13節のカギ括弧は詩篇116:10の70人訳聖書の引用がもとになっていますが、
詩 116:10 「私は大いに悩んだ」と言ったときも、私は信じた。
パウロは、70人訳では10節で「私は信じた。それ故に語った。そして私は非常に卑しめられた」と述べ、たとえ苦難があっても語り続けることを宣言しています。

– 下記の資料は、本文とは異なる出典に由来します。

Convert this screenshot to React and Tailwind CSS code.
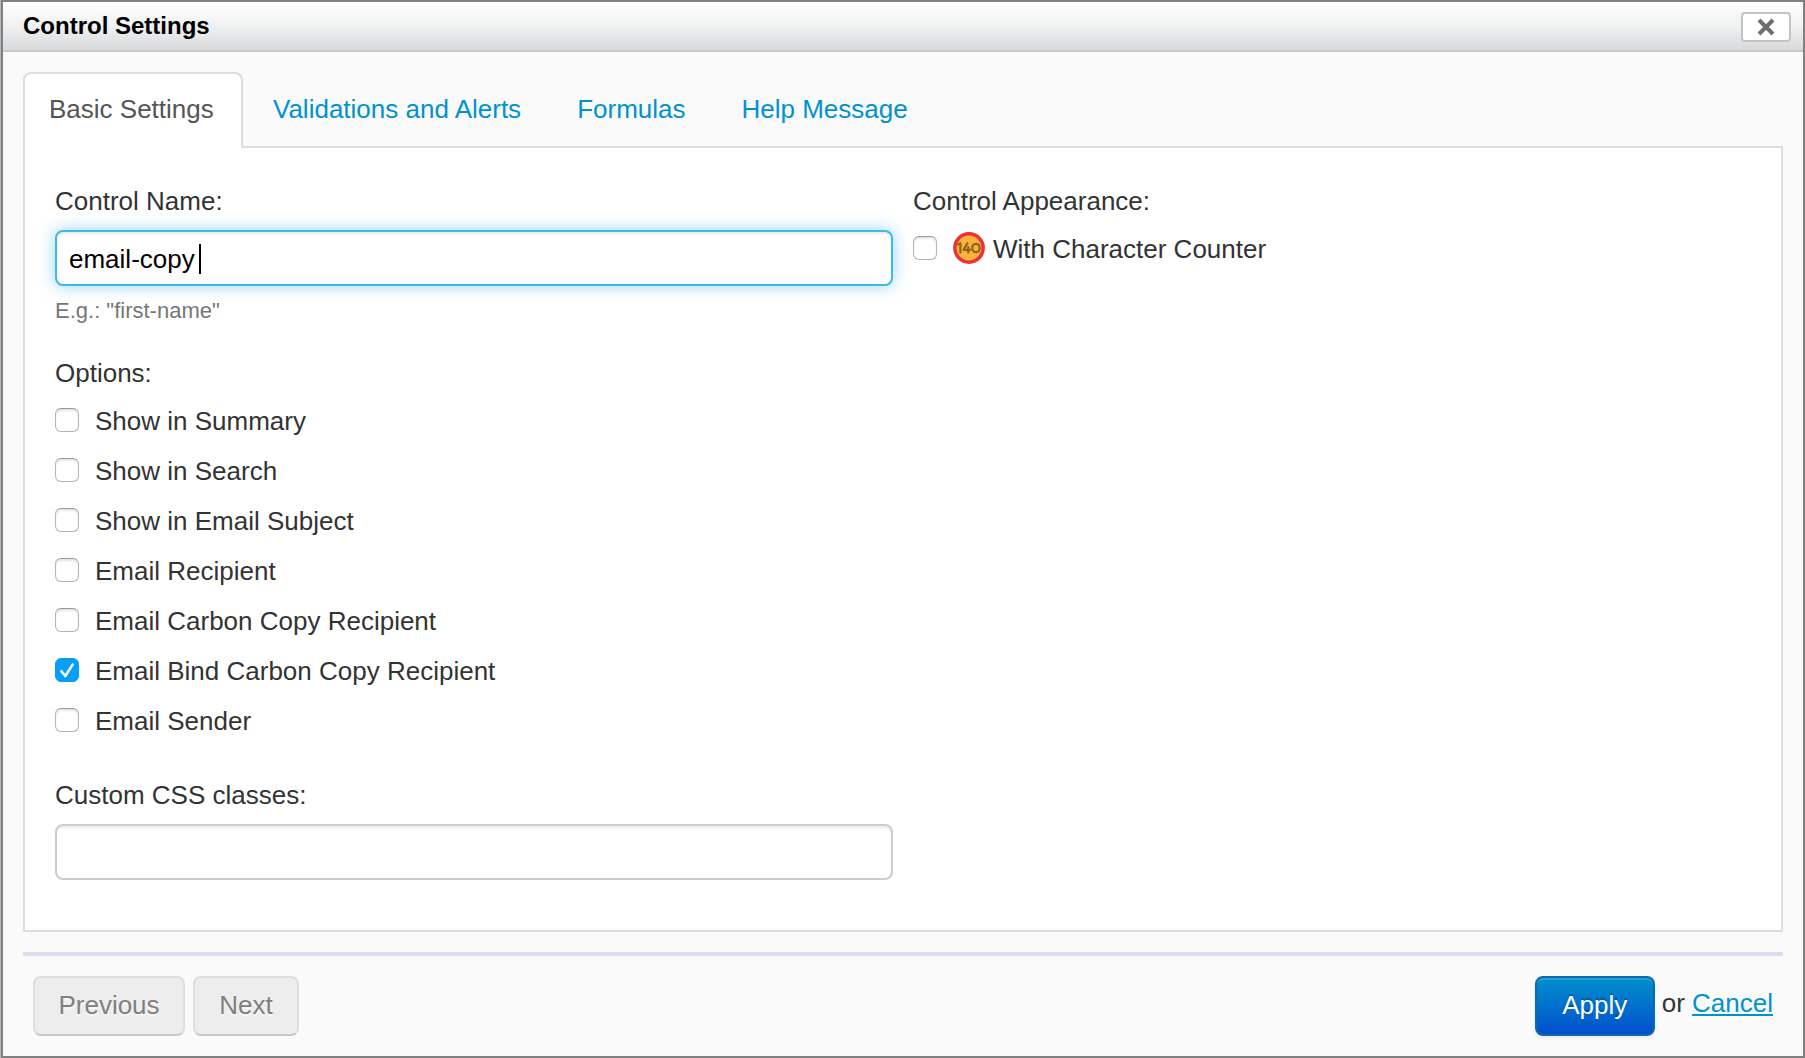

彼は、引用した詩篇の著者と同じく、死を招きかねない苦難を受け入れても、信じることを余儀なくされました。しかし、それは神によって選ばれ、神によって召し出された結果であり、その中心には復活の信仰があります。パウロは、今、苦難の中で生かされているイエスのいのちの恵みが、やがて完成し、終末の時代に神によって完全な者として与えられることを信じています。そのために彼は、勇気を失わずに宣教を続けることができるのです。
神の力が土の器によって明らかになる
4:14 それは、主イエスをよみがえらせた方が、私たちをもイエスとともによみがえらせ、あなたがたといっしょに御前に立たせてくださることを知っているからです。
4:15 すべてのことはあなたがたのためであり、それは、恵みがますます多くの人々に及んで感謝が満ちあふれ、神の栄光が現れるようになるためです。
パウロは、自らが土の器として神の力を明らかにする苦難を経験しました。彼はその苦難を『とげ』として理解し、それがすべて信者のためであり、最終的には神の栄光のためであることを理解していました。土の器は割れやすく、金銀やガラスの器に比べると価値が低く、ヒビも入りやすいものですが、それが決して卑しく劣っているわけではありません。
実際、その破れた部分から神の栄光が溢れ出るのです。パウロは『とげ』がもたらす自身の弱さや欠点によって挫折を味わいながらも、人生を諦めることなく、むしろその『とげ』によって神の力が現れる原点であるという知恵を得ていました。また、彼は自らを土の器として捉えることで、イエス・キリストの希望に期待するものとして自己を認識していました。
私たちも完全な人間としての姿や自己の栄光を追求するだけでなく、コンプレックスに陥り卑屈になることもなく、自己満足に陥ることなく、イエス・キリストを受け入れ、その信仰によって完全にされることを信じ、歩もうではありませんか。アーメン。